Díaz moves between several styles in the novel as the narrative shifts to each of the characters. Oscar's speech reflects an autodidactic language based on his knowledge of fantasy, 'nerd' literature and his speech is filled with phrases like “I think she’s orchidaceous” and "I do not move so precipitously", whereas Yunior "affects a bilingual b-boy flow" and intersperses it with literary language. The story of the De Léon family is told and collected by the fictional narrator Yunior and the New York Times critic Michiko Kakutani has described the voice of the book as "a streetwise brand of Spanglish." He often gives his own commentary and analysis on the events he is relating in the story and sometimes reveals failings in his own life, both as a narrator and a person: "Players: never never never fuck with a bitch named Awilda. Because when she awildas out on your ass you’ll know pain for real."

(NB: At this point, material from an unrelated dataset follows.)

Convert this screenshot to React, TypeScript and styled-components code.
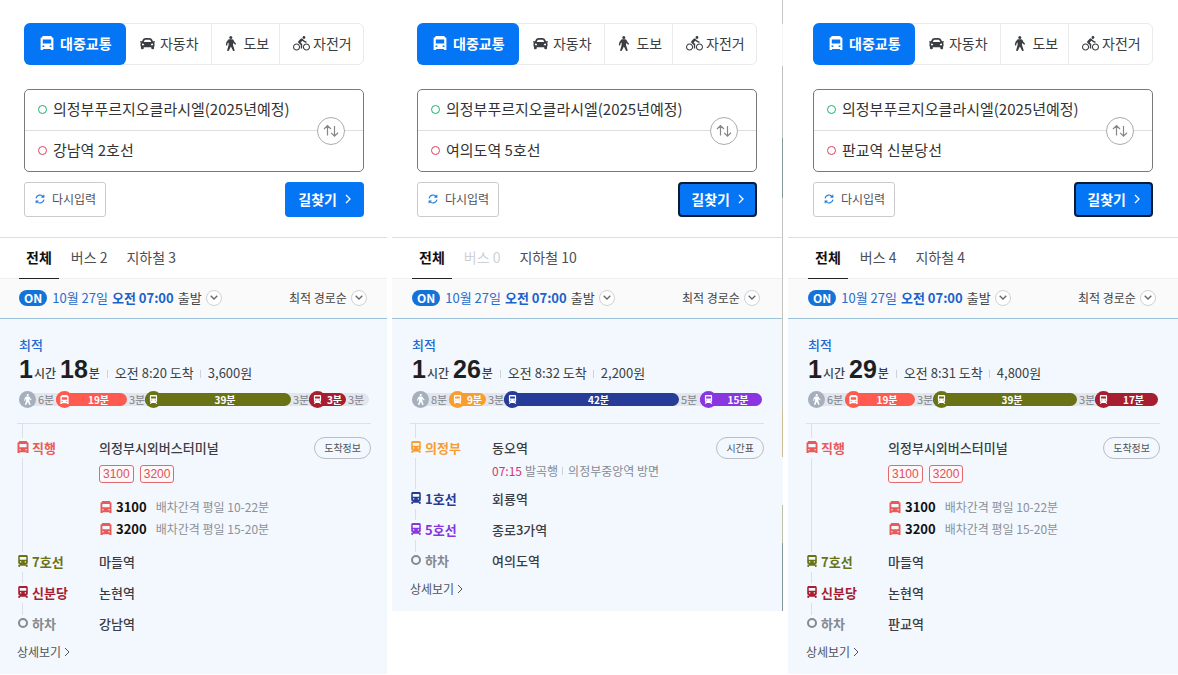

His informal and frequent use of neologisms can be seen in sentences such as a description of Trujillo as "the Dictatingest Dictator who ever Dictated" or his description of the effectiveness of Trujillo's secret police force: “you could say a bad thing about El Jefe at eight-forty in the morning and before the clock struck ten you’d be in the Cuarenta having a cattleprod shoved up your ass.”
"The Brief Wondrous Life..." also oscillates back and forth between English and Spanish. Yunior peppers the English-speaking novel with Spanish vocabulary and phrases and certain English sentences are built with Spanish syntax: "Beli might have been a puta major in the cosmology of her neighbors but a cuero she was not."
Oscar lives his life surrounded by the culture of fantasy and as Oscar describes them,"the more speculative genres", and the language of these cultures is strewn throughout the book along with Spanish. Brief phrases relating to games like Dungeons & Dragons and tabletop role-playing game terms are used as common colloquialisms: "He [Oscar] could have refused, could have made a saving throw against Torture, but instead he went with the flow."
The novel first hints the style of magical realism by stating that the notion of fukú and zafá were popular in locations like Macondo, a fictional town used as the main setting in the Gabriel Garcia Marquez’s novel One Hundred Years of Solitude. As Solitude is renowned for its elegant use of magical realism, the narrator of Oscar Wao expresses that this novel will also be heavily intertwined with the concept of fukú and zafa as the novel’s contents are filled with fukú and zafá. Surely enough, many magical, supernatural events occur in the novel such as the godlike mongoose’s rescuing Belicia and Oscar, and those events are narrated with mundane tone as if they were natural.
Magical realism of the novel serves a crucial purpose by enabling the juxtaposition of the supernatural, intangible being and a mortal. With magical realism and the following quotation from the narrator, “It was believed, even in educated circles, that anyone who plotted against Trujillo would incur a fukú most powerful, down to the seventh generation and beyond”, the novel equates the two main antagonists of the story, fukú and Trujillo, by describing Trujillo as supernaturally powerful as fukú. Thanks to this juxtaposition, when Trujillo becomes assassinated, the novel successfully conveys that even the most powerful supernatural being can be defeated, ultimately implying the theme “Nothing is impossible”.
Other readers, however, reject the inclusion of this novel in the "Magic Realism" genre, which includes explicitly supernatural works by Murakami, Calvino, Kundera and Marquez, on the grounds that the "magic" in "The Brief Wondrous Life of Oscar Wao" is family folklore, and not a necessary plot element.